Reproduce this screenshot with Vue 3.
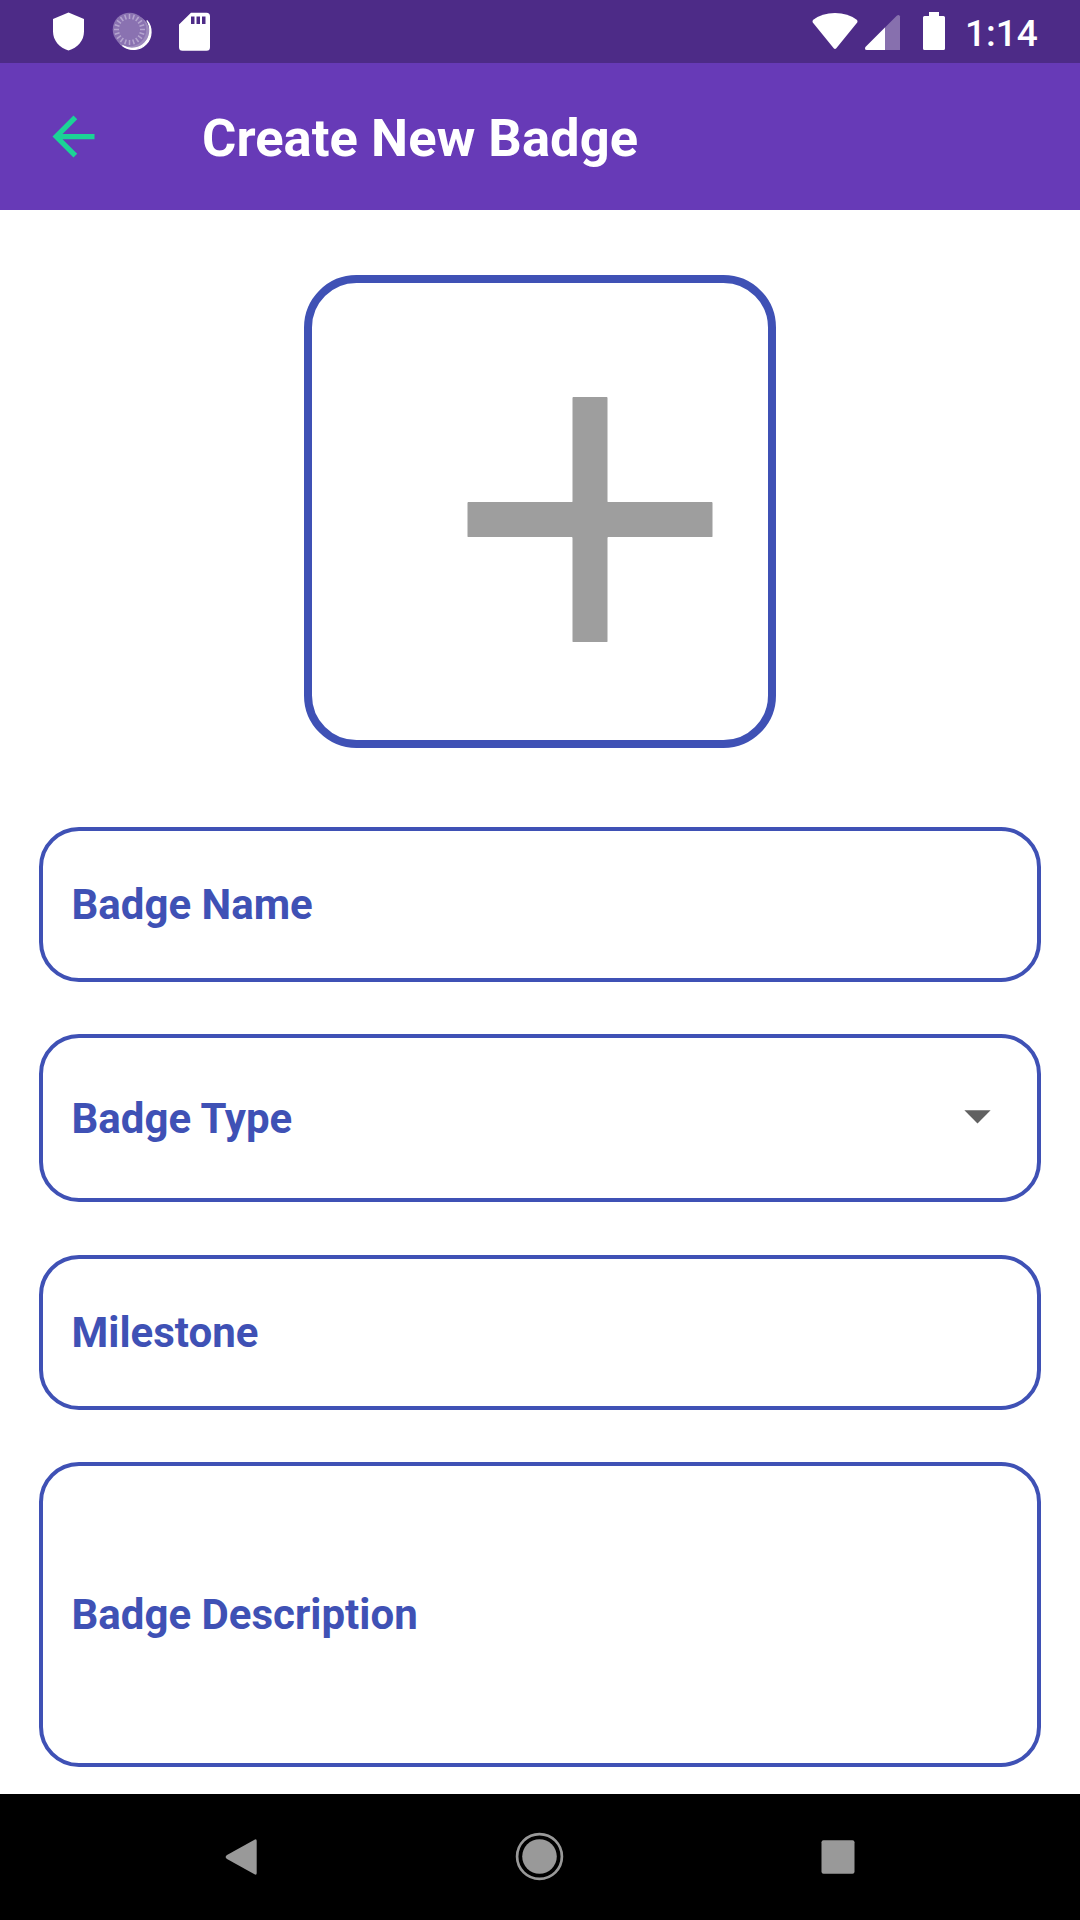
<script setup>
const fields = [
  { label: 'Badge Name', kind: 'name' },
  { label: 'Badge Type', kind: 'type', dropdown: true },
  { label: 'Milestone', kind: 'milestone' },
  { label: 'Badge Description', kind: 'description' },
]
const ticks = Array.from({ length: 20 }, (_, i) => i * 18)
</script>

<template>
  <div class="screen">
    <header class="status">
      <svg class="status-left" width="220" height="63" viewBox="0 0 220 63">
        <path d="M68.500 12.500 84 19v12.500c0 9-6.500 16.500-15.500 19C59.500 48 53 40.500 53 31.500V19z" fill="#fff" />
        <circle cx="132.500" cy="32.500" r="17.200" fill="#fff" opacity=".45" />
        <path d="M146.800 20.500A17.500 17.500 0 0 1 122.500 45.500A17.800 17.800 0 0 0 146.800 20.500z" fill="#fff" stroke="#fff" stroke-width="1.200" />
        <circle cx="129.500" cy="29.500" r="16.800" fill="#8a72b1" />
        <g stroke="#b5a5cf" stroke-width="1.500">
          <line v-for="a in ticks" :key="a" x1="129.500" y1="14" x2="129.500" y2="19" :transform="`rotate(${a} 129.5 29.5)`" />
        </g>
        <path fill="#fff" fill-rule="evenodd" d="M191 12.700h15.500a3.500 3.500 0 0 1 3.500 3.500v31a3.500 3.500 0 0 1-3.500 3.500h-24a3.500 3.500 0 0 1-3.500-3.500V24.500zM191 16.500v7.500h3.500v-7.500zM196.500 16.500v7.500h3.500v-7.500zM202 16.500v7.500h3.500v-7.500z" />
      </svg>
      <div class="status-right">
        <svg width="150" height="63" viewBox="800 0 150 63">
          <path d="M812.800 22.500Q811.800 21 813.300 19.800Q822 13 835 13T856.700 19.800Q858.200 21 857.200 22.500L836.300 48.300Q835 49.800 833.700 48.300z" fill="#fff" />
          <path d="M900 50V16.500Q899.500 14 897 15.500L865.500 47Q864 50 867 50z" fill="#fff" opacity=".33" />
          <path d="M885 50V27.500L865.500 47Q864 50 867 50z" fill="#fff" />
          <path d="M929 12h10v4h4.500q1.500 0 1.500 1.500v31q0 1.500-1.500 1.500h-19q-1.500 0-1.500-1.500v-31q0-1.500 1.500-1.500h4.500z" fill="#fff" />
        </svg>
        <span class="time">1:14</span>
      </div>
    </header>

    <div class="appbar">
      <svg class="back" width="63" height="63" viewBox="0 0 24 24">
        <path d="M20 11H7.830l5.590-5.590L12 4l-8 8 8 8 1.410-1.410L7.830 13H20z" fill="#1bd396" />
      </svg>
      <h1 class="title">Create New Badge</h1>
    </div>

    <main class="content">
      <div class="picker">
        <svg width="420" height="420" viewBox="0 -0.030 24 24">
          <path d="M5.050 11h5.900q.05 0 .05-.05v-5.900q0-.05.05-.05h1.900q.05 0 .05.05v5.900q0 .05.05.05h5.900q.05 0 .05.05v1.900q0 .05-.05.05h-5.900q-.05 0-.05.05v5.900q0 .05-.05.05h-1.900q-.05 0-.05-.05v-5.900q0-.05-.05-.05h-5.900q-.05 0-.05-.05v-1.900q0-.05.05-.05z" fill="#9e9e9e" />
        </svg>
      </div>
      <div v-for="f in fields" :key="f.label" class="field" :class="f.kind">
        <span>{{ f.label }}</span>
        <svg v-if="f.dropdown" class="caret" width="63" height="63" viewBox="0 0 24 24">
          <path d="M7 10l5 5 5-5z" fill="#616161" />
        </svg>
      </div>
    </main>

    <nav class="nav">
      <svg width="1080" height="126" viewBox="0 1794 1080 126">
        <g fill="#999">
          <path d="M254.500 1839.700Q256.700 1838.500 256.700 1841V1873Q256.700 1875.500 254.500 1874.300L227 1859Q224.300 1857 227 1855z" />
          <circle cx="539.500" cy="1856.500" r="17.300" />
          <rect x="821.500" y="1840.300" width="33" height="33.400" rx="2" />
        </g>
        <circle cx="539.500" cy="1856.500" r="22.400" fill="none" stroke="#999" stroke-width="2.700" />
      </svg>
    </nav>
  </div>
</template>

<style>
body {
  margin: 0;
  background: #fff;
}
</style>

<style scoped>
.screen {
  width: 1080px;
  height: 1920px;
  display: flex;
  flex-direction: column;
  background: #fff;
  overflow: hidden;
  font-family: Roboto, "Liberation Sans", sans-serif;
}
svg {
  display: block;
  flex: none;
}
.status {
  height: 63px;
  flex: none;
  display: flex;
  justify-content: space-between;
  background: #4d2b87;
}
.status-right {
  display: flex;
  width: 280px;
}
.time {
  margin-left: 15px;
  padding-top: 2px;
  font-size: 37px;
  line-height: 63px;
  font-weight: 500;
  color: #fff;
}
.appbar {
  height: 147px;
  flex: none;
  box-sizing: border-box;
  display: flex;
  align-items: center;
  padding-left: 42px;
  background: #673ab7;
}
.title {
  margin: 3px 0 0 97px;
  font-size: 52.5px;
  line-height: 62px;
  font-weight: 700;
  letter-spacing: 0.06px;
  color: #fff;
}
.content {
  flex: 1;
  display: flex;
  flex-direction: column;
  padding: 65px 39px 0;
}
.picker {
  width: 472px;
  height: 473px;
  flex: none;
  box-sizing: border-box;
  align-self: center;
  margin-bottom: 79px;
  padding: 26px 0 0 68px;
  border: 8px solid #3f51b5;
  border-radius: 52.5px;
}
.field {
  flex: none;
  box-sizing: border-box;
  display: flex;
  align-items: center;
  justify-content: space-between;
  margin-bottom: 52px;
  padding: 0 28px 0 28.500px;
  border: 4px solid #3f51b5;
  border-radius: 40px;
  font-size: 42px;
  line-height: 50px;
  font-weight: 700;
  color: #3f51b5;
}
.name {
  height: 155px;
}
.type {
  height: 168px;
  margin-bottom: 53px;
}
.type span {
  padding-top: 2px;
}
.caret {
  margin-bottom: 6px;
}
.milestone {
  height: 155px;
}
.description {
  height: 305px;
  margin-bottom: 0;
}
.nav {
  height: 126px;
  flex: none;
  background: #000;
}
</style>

**Stated exercise**
Reproduce each line exactly, please, except for any pictures.

**Exercise output**
Reproduce this screenshot with Vue 3.
<script setup>
const fields = [
  { label: 'Badge Name', kind: 'name' },
  { label: 'Badge Type', kind: 'type', dropdown: true },
  { label: 'Milestone', kind: 'milestone' },
  { label: 'Badge Description', kind: 'description' },
]
const ticks = Array.from({ length: 20 }, (_, i) => i * 18)
</script>

<template>
  <div class="screen">
    <header class="status">
      <svg class="status-left" width="220" height="63" viewBox="0 0 220 63">
        <path d="M68.500 12.500 84 19v12.500c0 9-6.500 16.500-15.500 19C59.500 48 53 40.500 53 31.500V19z" fill="#fff" />
        <circle cx="132.500" cy="32.500" r="17.200" fill="#fff" opacity=".45" />
        <path d="M146.800 20.500A17.500 17.500 0 0 1 122.500 45.500A17.800 17.800 0 0 0 146.800 20.500z" fill="#fff" stroke="#fff" stroke-width="1.200" />
        <circle cx="129.500" cy="29.500" r="16.800" fill="#8a72b1" />
        <g stroke="#b5a5cf" stroke-width="1.500">
          <line v-for="a in ticks" :key="a" x1="129.500" y1="14" x2="129.500" y2="19" :transform="`rotate(${a} 129.5 29.5)`" />
        </g>
        <path fill="#fff" fill-rule="evenodd" d="M191 12.700h15.500a3.500 3.500 0 0 1 3.500 3.500v31a3.500 3.500 0 0 1-3.500 3.500h-24a3.500 3.500 0 0 1-3.500-3.500V24.500zM191 16.500v7.500h3.500v-7.500zM196.500 16.500v7.500h3.500v-7.500zM202 16.500v7.500h3.500v-7.500z" />
      </svg>
      <div class="status-right">
        <svg width="150" height="63" viewBox="800 0 150 63">
          <path d="M812.800 22.500Q811.800 21 813.300 19.800Q822 13 835 13T856.700 19.800Q858.200 21 857.200 22.500L836.300 48.300Q835 49.800 833.700 48.300z" fill="#fff" />
          <path d="M900 50V16.500Q899.500 14 897 15.500L865.500 47Q864 50 867 50z" fill="#fff" opacity=".33" />
          <path d="M885 50V27.500L865.500 47Q864 50 867 50z" fill="#fff" />
          <path d="M929 12h10v4h4.500q1.500 0 1.500 1.500v31q0 1.500-1.500 1.500h-19q-1.500 0-1.500-1.500v-31q0-1.500 1.500-1.500h4.500z" fill="#fff" />
        </svg>
        <span class="time">1:14</span>
      </div>
    </header>

    <div class="appbar">
      <svg class="back" width="63" height="63" viewBox="0 0 24 24">
        <path d="M20 11H7.830l5.590-5.590L12 4l-8 8 8 8 1.410-1.410L7.830 13H20z" fill="#1bd396" />
      </svg>
      <h1 class="title">Create New Badge</h1>
    </div>

    <main class="content">
      <div class="picker">
        <svg width="420" height="420" viewBox="0 -0.030 24 24">
          <path d="M5.050 11h5.900q.05 0 .05-.05v-5.900q0-.05.05-.05h1.900q.05 0 .05.05v5.900q0 .05.05.05h5.900q.05 0 .05.05v1.900q0 .05-.05.05h-5.900q-.05 0-.05.05v5.900q0 .05-.05.05h-1.900q-.05 0-.05-.05v-5.900q0-.05-.05-.05h-5.900q-.05 0-.05-.05v-1.900q0-.05.05-.05z" fill="#9e9e9e" />
        </svg>
      </div>
      <div v-for="f in fields" :key="f.label" class="field" :class="f.kind">
        <span>{{ f.label }}</span>
        <svg v-if="f.dropdown" class="caret" width="63" height="63" viewBox="0 0 24 24">
          <path d="M7 10l5 5 5-5z" fill="#616161" />
        </svg>
      </div>
    </main>

    <nav class="nav">
      <svg width="1080" height="126" viewBox="0 1794 1080 126">
        <g fill="#999">
          <path d="M254.500 1839.700Q256.700 1838.500 256.700 1841V1873Q256.700 1875.500 254.500 1874.300L227 1859Q224.300 1857 227 1855z" />
          <circle cx="539.500" cy="1856.500" r="17.300" />
          <rect x="821.500" y="1840.300" width="33" height="33.400" rx="2" />
        </g>
        <circle cx="539.500" cy="1856.500" r="22.400" fill="none" stroke="#999" stroke-width="2.700" />
      </svg>
    </nav>
  </div>
</template>

<style>
body {
  margin: 0;
  background: #fff;
}
</style>

<style scoped>
.screen {
  width: 1080px;
  height: 1920px;
  display: flex;
  flex-direction: column;
  background: #fff;
  overflow: hidden;
  font-family: Roboto, "Liberation Sans", sans-serif;
}
svg {
  display: block;
  flex: none;
}
.status {
  height: 63px;
  flex: none;
  display: flex;
  justify-content: space-between;
  background: #4d2b87;
}
.status-right {
  display: flex;
  width: 280px;
}
.time {
  margin-left: 15px;
  padding-top: 2px;
  font-size: 37px;
  line-height: 63px;
  font-weight: 500;
  color: #fff;
}
.appbar {
  height: 147px;
  flex: none;
  box-sizing: border-box;
  display: flex;
  align-items: center;
  padding-left: 42px;
  background: #673ab7;
}
.title {
  margin: 3px 0 0 97px;
  font-size: 52.5px;
  line-height: 62px;
  font-weight: 700;
  letter-spacing: 0.06px;
  color: #fff;
}
.content {
  flex: 1;
  display: flex;
  flex-direction: column;
  padding: 65px 39px 0;
}
.picker {
  width: 472px;
  height: 473px;
  flex: none;
  box-sizing: border-box;
  align-self: center;
  margin-bottom: 79px;
  padding: 26px 0 0 68px;
  border: 8px solid #3f51b5;
  border-radius: 52.5px;
}
.field {
  flex: none;
  box-sizing: border-box;
  display: flex;
  align-items: center;
  justify-content: space-between;
  margin-bottom: 52px;
  padding: 0 28px 0 28.500px;
  border: 4px solid #3f51b5;
  border-radius: 40px;
  font-size: 42px;
  line-height: 50px;
  font-weight: 700;
  color: #3f51b5;
}
.name {
  height: 155px;
}
.type {
  height: 168px;
  margin-bottom: 53px;
}
.type span {
  padding-top: 2px;
}
.caret {
  margin-bottom: 6px;
}
.milestone {
  height: 155px;
}
.description {
  height: 305px;
  margin-bottom: 0;
}
.nav {
  height: 126px;
  flex: none;
  background: #000;
}
</style>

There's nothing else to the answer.